### OBJECTIVE
Leave out the pictures and reproduce all of the data exactly.

### COLLECTED MATERIAL
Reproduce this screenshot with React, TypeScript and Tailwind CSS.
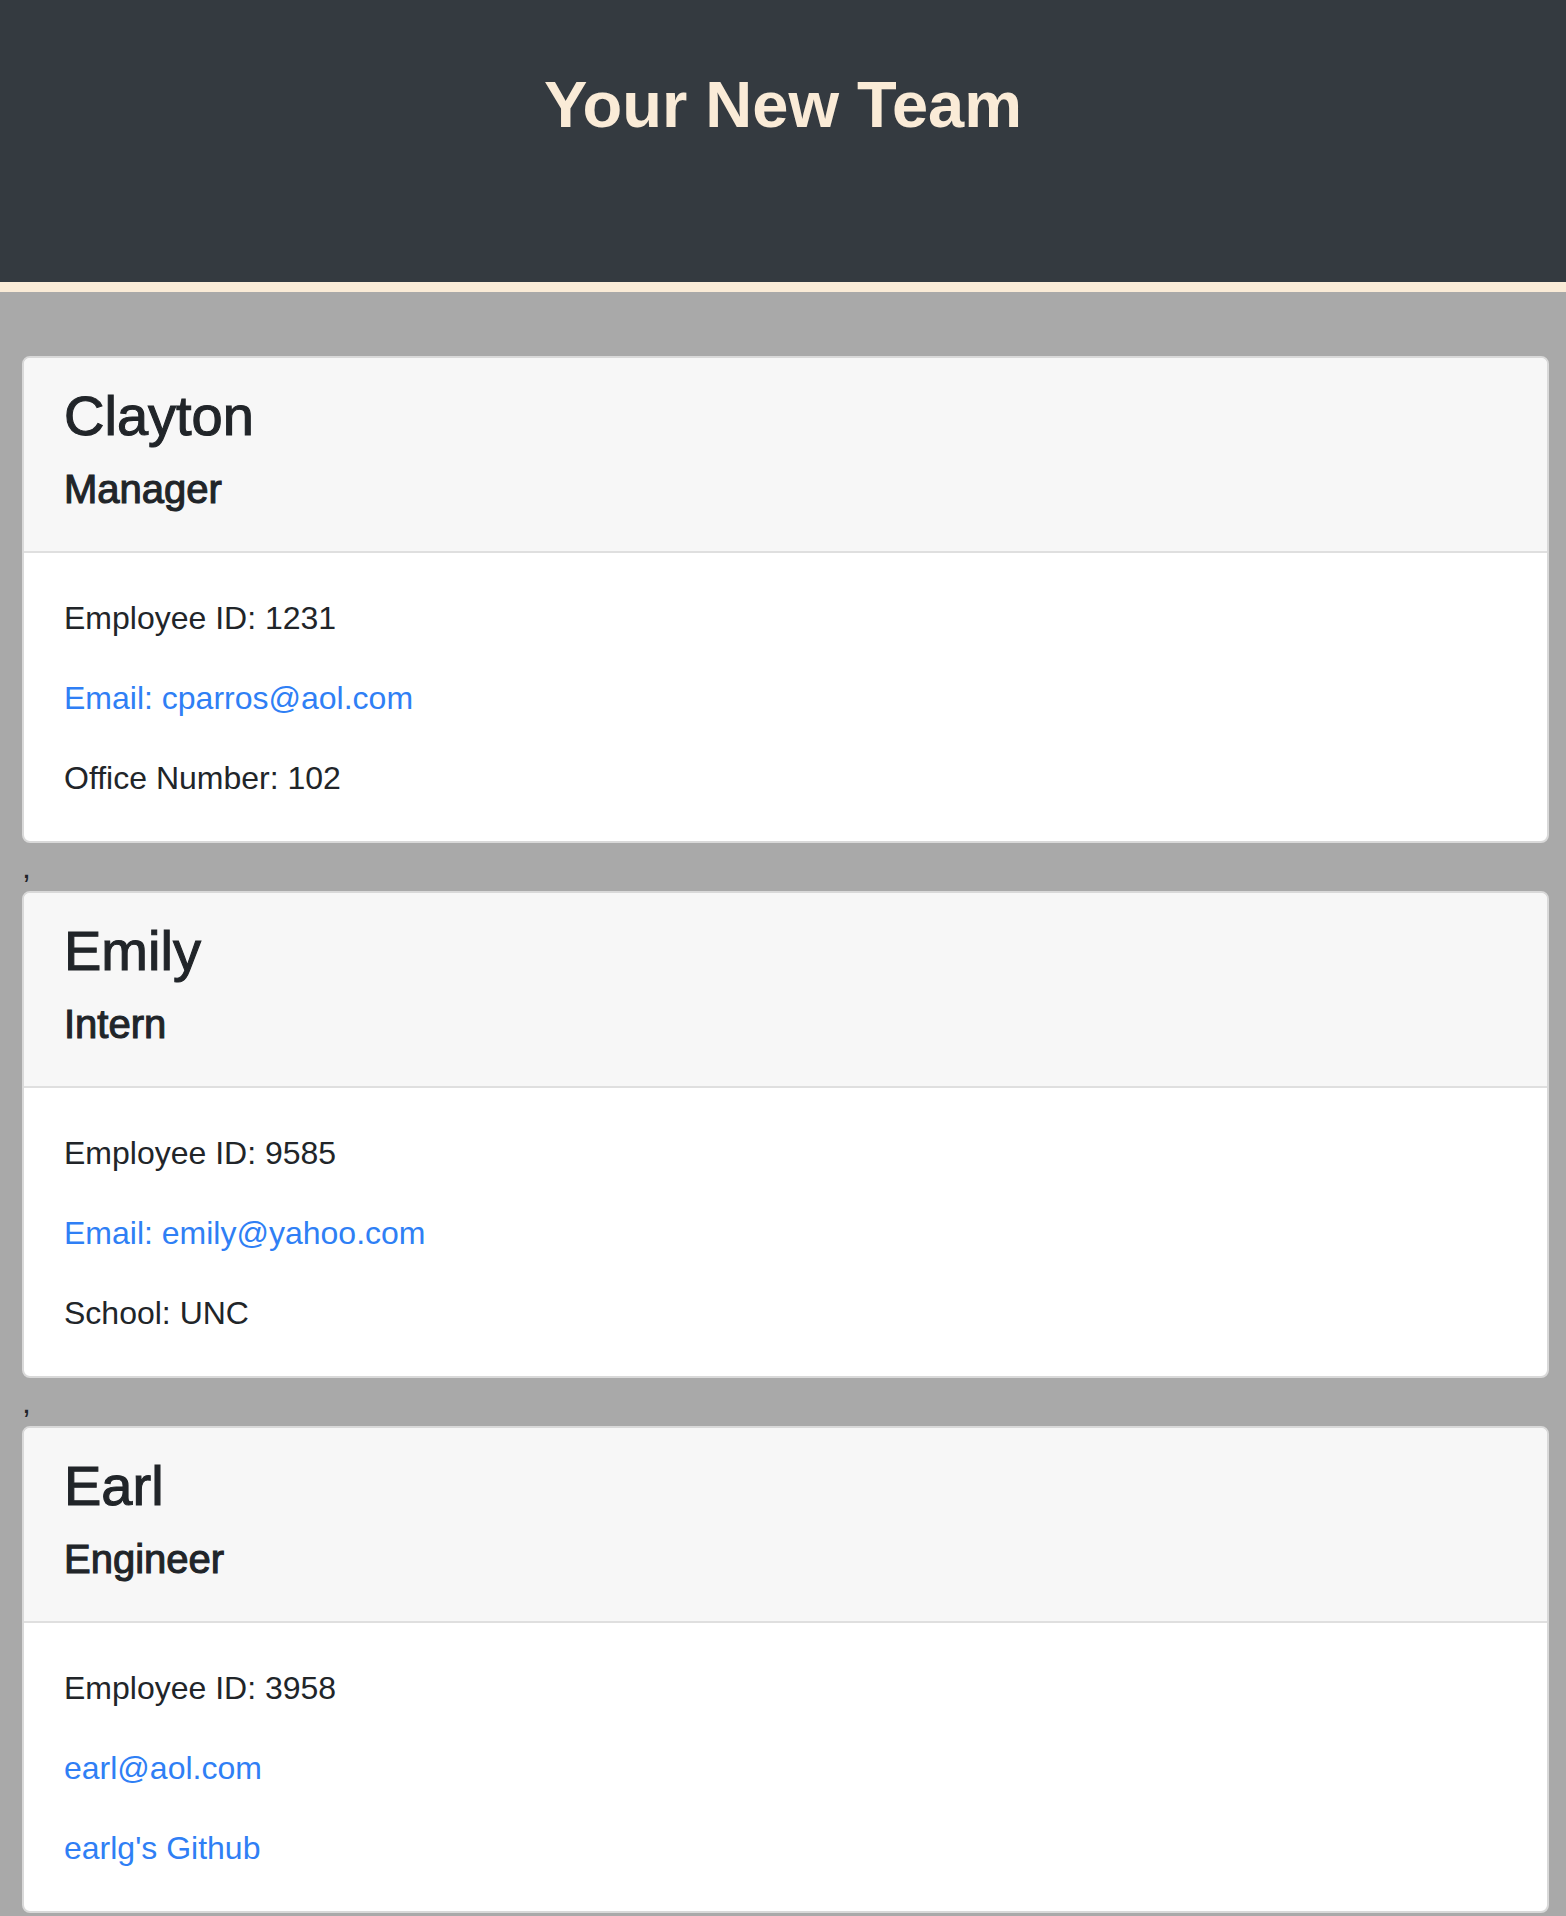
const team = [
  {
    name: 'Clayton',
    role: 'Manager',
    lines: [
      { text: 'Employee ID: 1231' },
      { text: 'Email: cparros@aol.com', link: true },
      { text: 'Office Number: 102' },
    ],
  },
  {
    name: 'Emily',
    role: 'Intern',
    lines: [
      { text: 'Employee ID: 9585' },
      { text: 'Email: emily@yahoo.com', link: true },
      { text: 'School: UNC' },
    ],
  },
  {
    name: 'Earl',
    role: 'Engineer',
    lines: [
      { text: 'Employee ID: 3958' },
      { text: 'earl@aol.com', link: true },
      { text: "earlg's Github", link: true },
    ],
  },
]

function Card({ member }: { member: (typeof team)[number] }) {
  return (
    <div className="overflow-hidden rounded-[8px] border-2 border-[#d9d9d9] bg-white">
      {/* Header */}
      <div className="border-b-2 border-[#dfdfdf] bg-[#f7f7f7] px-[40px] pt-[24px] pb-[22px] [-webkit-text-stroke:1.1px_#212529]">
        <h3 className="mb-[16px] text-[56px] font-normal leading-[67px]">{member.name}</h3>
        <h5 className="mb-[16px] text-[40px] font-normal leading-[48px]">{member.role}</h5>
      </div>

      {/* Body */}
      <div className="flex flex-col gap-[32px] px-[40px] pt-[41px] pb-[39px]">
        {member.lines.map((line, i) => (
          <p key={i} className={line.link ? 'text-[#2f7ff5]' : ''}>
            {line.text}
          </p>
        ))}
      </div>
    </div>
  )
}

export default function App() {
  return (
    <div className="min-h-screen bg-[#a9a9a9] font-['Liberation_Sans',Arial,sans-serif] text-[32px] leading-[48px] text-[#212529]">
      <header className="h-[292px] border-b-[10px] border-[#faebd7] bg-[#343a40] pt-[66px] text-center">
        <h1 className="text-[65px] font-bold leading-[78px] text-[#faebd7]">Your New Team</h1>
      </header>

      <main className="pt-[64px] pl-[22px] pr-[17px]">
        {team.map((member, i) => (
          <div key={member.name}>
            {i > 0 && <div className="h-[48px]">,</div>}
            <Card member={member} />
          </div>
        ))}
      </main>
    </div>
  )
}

### OUTPUT OF THE TASK
Reproduce this screenshot with React, TypeScript and Tailwind CSS.
const team = [
  {
    name: 'Clayton',
    role: 'Manager',
    lines: [
      { text: 'Employee ID: 1231' },
      { text: 'Email: cparros@aol.com', link: true },
      { text: 'Office Number: 102' },
    ],
  },
  {
    name: 'Emily',
    role: 'Intern',
    lines: [
      { text: 'Employee ID: 9585' },
      { text: 'Email: emily@yahoo.com', link: true },
      { text: 'School: UNC' },
    ],
  },
  {
    name: 'Earl',
    role: 'Engineer',
    lines: [
      { text: 'Employee ID: 3958' },
      { text: 'earl@aol.com', link: true },
      { text: "earlg's Github", link: true },
    ],
  },
]

function Card({ member }: { member: (typeof team)[number] }) {
  return (
    <div className="overflow-hidden rounded-[8px] border-2 border-[#d9d9d9] bg-white">
      {/* Header */}
      <div className="border-b-2 border-[#dfdfdf] bg-[#f7f7f7] px-[40px] pt-[24px] pb-[22px] [-webkit-text-stroke:1.1px_#212529]">
        <h3 className="mb-[16px] text-[56px] font-normal leading-[67px]">{member.name}</h3>
        <h5 className="mb-[16px] text-[40px] font-normal leading-[48px]">{member.role}</h5>
      </div>

      {/* Body */}
      <div className="flex flex-col gap-[32px] px-[40px] pt-[41px] pb-[39px]">
        {member.lines.map((line, i) => (
          <p key={i} className={line.link ? 'text-[#2f7ff5]' : ''}>
            {line.text}
          </p>
        ))}
      </div>
    </div>
  )
}

export default function App() {
  return (
    <div className="min-h-screen bg-[#a9a9a9] font-['Liberation_Sans',Arial,sans-serif] text-[32px] leading-[48px] text-[#212529]">
      <header className="h-[292px] border-b-[10px] border-[#faebd7] bg-[#343a40] pt-[66px] text-center">
        <h1 className="text-[65px] font-bold leading-[78px] text-[#faebd7]">Your New Team</h1>
      </header>

      <main className="pt-[64px] pl-[22px] pr-[17px]">
        {team.map((member, i) => (
          <div key={member.name}>
            {i > 0 && <div className="h-[48px]">,</div>}
            <Card member={member} />
          </div>
        ))}
      </main>
    </div>
  )
}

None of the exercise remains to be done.